Sexualized assault is a physical assault that is sexualized, whereby the sexual integrity of the victim is violated. It is an aggressive act perpetrated primarily by someone who needs to feel powerful and in control by forcing someone to participate in unwanted sexualized activity. Victims are of any age, race, gender identity, socio-economic status, or ability.  Victims are assaulted by people they know, or by complete strangers. Women sexually assault other women. Men and women sexually assault men. Pressuring, intimidating, threatening or coercing an intimate partner to engage in sexualized activity is a crime.

I Feel Like It's My Fault

If you have been sexually assaulted, it is not your fault.
Most sexualized assaults are planned. Often, the victim fears for their life or physical well being, and believes that there is no choice but to do what the offender demands. But submission does not equal consent. If you submit, it does not mean that you agreed to or accepted the situation. A victim is never responsible for being sexually assaulted. The responsibility for the assault lies solely with the offender.

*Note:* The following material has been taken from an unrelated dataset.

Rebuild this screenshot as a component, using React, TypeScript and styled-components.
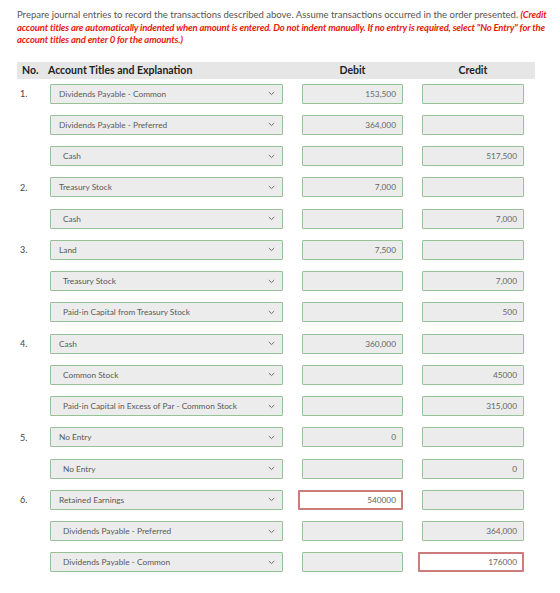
import React from 'react';
import styled, { createGlobalStyle } from 'styled-components';

const GlobalStyle = createGlobalStyle`
  body {
    margin: 0;
    background: #ffffff;
    font-family: "Lato", "Noto Sans", sans-serif;
  }
`;

type Entry = {
  no?: string;
  account: string;
  indent?: boolean;
  debit?: string;
  credit?: string;
  debitWrong?: boolean;
  creditWrong?: boolean;
};

const entries: Entry[] = [
  { no: '1.', account: 'Dividends Payable - Common', debit: '153,500' },
  { account: 'Dividends Payable - Preferred', debit: '364,000' },
  { account: 'Cash', indent: true, credit: '517,500' },
  { no: '2.', account: 'Treasury Stock', debit: '7,000' },
  { account: 'Cash', indent: true, credit: '7,000' },
  { no: '3.', account: 'Land', debit: '7,500' },
  { account: 'Treasury Stock', indent: true, credit: '7,000' },
  { account: 'Paid-in Capital from Treasury Stock', indent: true, credit: '500' },
  { no: '4.', account: 'Cash', debit: '360,000' },
  { account: 'Common Stock', indent: true, credit: '45000' },
  { account: 'Paid-in Capital in Excess of Par - Common Stock', indent: true, credit: '315,000' },
  { no: '5.', account: 'No Entry', debit: '0' },
  { account: 'No Entry', indent: true, credit: '0' },
  { no: '6.', account: 'Retained Earnings', debit: '540000', debitWrong: true },
  { account: 'Dividends Payable - Preferred', indent: true, credit: '364,000' },
  { account: 'Dividends Payable - Common', indent: true, credit: '176000', creditWrong: true },
];

const Chevron = () => (
  <svg width="7" height="5" viewBox="0 0 7 5">
    <path d="M0.8 1 L3.5 3.6 L6.2 1" fill="none" stroke="#6f6f6f" strokeWidth="1" />
  </svg>
);

export default function App() {
  return (
    <>
      <GlobalStyle />
      <Page>
        <Instructions>
          Prepare journal entries to record the transactions described above. Assume transactions occurred in the
          order presented.{' '}
          <Warning>
            (Credit account titles are automatically indented when amount is entered. Do not indent manually. If no
            entry is required, select "No Entry" for the account titles and enter 0 for the amounts.)
          </Warning>
        </Instructions>

        <Table>
          <HeaderBar>
            <HeadCell>No.</HeadCell>
            <HeadCell>Account Titles and Explanation</HeadCell>
            <HeadCell $amount>Debit</HeadCell>
            <HeadCell $amount>Credit</HeadCell>
          </HeaderBar>

          <Rows>
            {entries.map((e, i) => (
              <Row key={i}>
                <Number>{e.no}</Number>
                <Select>
                  <SelectText $indent={e.indent}>{e.account}</SelectText>
                  <Chevron />
                </Select>
                <AmountCell>
                  <Amount $wrong={e.debitWrong}>{e.debit}</Amount>
                </AmountCell>
                <AmountCell>
                  <Amount $wrong={e.creditWrong}>{e.credit}</Amount>
                </AmountCell>
              </Row>
            ))}
          </Rows>
        </Table>
      </Page>
    </>
  );
}

const Page = styled.div`
  padding: 9px 0 0 17px;
  width: 530px;
`;

const Instructions = styled.p`
  margin: 0;
  font-size: 9.5px;
  line-height: 12.5px;
  color: #555555;
  width: 530px;
`;

const Warning = styled.span`
  color: #e8190f;
  font-weight: 700;
  font-style: italic;
  letter-spacing: -0.15px;
`;

const Table = styled.div`
  margin-top: 15px;
  width: 518px;
`;

const grid = `
  display: grid;
  grid-template-columns: 33px 233px 120px 121px;
  padding-right: 11px;
`;

const HeaderBar = styled.div`
  ${grid};
  height: 17px;
  align-items: center;
  background: #e6e6e6;
`;

const HeadCell = styled.div<{ $amount?: boolean }>`
  font-size: 10.5px;
  font-weight: 700;
  color: #222222;
  white-space: nowrap;
  text-align: ${(p) => (p.$amount ? 'center' : 'left')};
  padding-left: ${(p) => (p.$amount ? '19px' : '0')};
  &:first-child {
    padding-left: 5px;
  }
  &:nth-child(2) {
    margin-left: -2px;
  }
`;

const Rows = styled.div`
  display: flex;
  flex-direction: column;
  gap: 11.27px;
  margin-top: 5px;
`;

const Row = styled.div`
  ${grid};
  height: 20px;
  align-items: stretch;
`;

const Number = styled.div`
  display: flex;
  align-items: center;
  padding-left: 3px;
  font-size: 9px;
  color: #444444;
`;

const Select = styled.div`
  box-sizing: border-box;
  display: flex;
  align-items: center;
  justify-content: space-between;
  padding: 0 7px 0 8px;
  background: #ececec;
  border: 1px solid #97c297;
  border-radius: 1px;
`;

const SelectText = styled.span<{ $indent?: boolean }>`
  font-size: 8.3px;
  color: #595959;
  padding-left: ${(p) => (p.$indent ? '4px' : '0')};
  white-space: nowrap;
`;

const AmountCell = styled.div`
  display: flex;
  justify-content: flex-end;
  padding-left: 19px;
`;

const Amount = styled.div<{ $wrong?: boolean }>`
  box-sizing: border-box;
  flex: 1;
  margin-left: ${(p) => (p.$wrong ? '-4px' : '0')};
  display: flex;
  align-items: center;
  justify-content: flex-end;
  padding-right: ${(p) => (p.$wrong ? '5px' : '6px')};
  font-size: 8.3px;
  color: #666666;
  background: ${(p) => (p.$wrong ? '#ffffff' : '#ececec')};
  border: ${(p) => (p.$wrong ? '2px solid #cd7b7b' : '1px solid #97c297')};
  border-radius: 1px;
`;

Do I Have to Talk About It?

Sexual assault is a traumatic experience that interrupts life at home, work, or school, affecting relationships with intimate partners, friends and family. The reassurance and support from people in your life is critical during this time, but they may react in unexpected ways. People often react in different ways; some blame, others are compassionate. When you feel ready, those who offer their support, including professionals, can walk with you through your recovery. The decision to talk about your experience is a personal choice. You do not owe anyone an explanation

Do I Have to Report It?

Although recovery can be slow and confusing, with understanding and persistence you can accomplish a great deal. You have control over your recovery path. One of the most important decisions you may struggle with is whether or not to report to police. People who know and love you may struggle with your decision. Choosing to report a sexualized crime is your right as a survivor. Whether or not you provide a statement to the RCMP, you deserve support and access to information about the criminal justice system.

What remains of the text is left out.